Wer mit Feuerwerkskörpern fremdes Eigentum beschädigt (zum Beispiel Fahrräder), begeht eine „Sachbeschädigung“, die Höchststrafe beträgt zwei Jahre. Auch hier ist schon der Versuch strafbar. Mit bis zu fünf Jahren Freiheitsstrafe wird die „Zerstörung wichtiger Arbeitsmittel“ bestraft. Hierzu gehören seit der Einführung des Paragrafen 1986 auch Polizeifahrzeuge. 2011 wurde die Strafnorm auf den Schutz von Feuerwehrautos und Krankenwagen erweitert.

Böllerverbote schon heute in der Sprengstoffverordnung geregelt

Welche Strafe im Einzelfall verhängt wird, entscheidet das Gericht. In der Regel wird der Strafrahmen nicht ausgeschöpft, also nicht die Höchststrafe verhängt. Bei Erst­tä­te­r:in­nen bleibt es meist bei Geldstrafen. Wenn nur Freiheitsstrafen möglich sind, können diese bis zu einer Höhe von zwei Jahren zur Bewährung ausgesetzt werden (wobei eine Geldauflage zu bezahlen ist). Für unreife Heranwachsende (bis 21 Jahren) und Betrunkene sind mildere Strafen möglich. Aus Gründen der Generalprävention, also der Abschreckung, kann ein Gericht aber auch betont harte Strafen verhängen.

Böllerverbote sind schon heute in der Sprengstoffverordnung geregelt. Feuerwerkskörper der Kategorie F2, also Böller und kleinere Raketen, dürfen fast das ganze Jahre nicht benutzt werden. Nur an Silvester und Neujahr ist das Zünden erlaubt – allerdings nur durch Volljährige und nicht „in unmittelbarer Nähe von Kirchen, Krankenhäusern, Kinder- und Altersheimen sowie besonders brandempfindlichen Gebäuden oder Anlagen“.

Die Sprengstoffverordnung wird vom Innenministerium erlassen und gilt bundesweit. Örtliche Behörden können schon heute in bestimmten Gegenden zum Lärm- oder Brandschutz das Abfeuern von Raketen und Böllern auch an Silvester verbieten.

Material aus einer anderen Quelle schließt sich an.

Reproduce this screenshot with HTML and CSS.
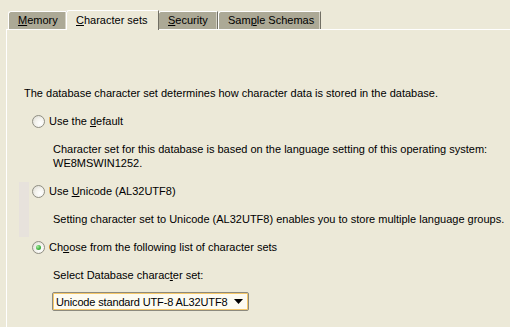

Der Einsatz von kleinen Kameras an den Fahrzeugen (Dashcams) oder am Körper (Bodycams) von Einsatzkräften gehört zum Recht der Gefahrenabwehr, für das die Bundesländer zuständig sind. Die meisten Bundesländer haben inzwischen entsprechende Regelungen in ihren Polizeigesetzen. In Berlin gibt es bisher nur eine Versuchsklausel, die bis April 2024 befristet ist. Auf dieser Grundlage wurden zunächst nur 30 Bodycams angeschafft und getestet. Seit Dezember 2022 sind 300 Bodycams im Einsatz, davon 250 bei der Berliner Polizei und 50 bei der Feuerwehr. Das Berliner Polizeigesetz (ASOG) würde auch die jetzt geforderte Beschaffung und den Einsatz von Dashcams bei der Feuerwehr zulassen.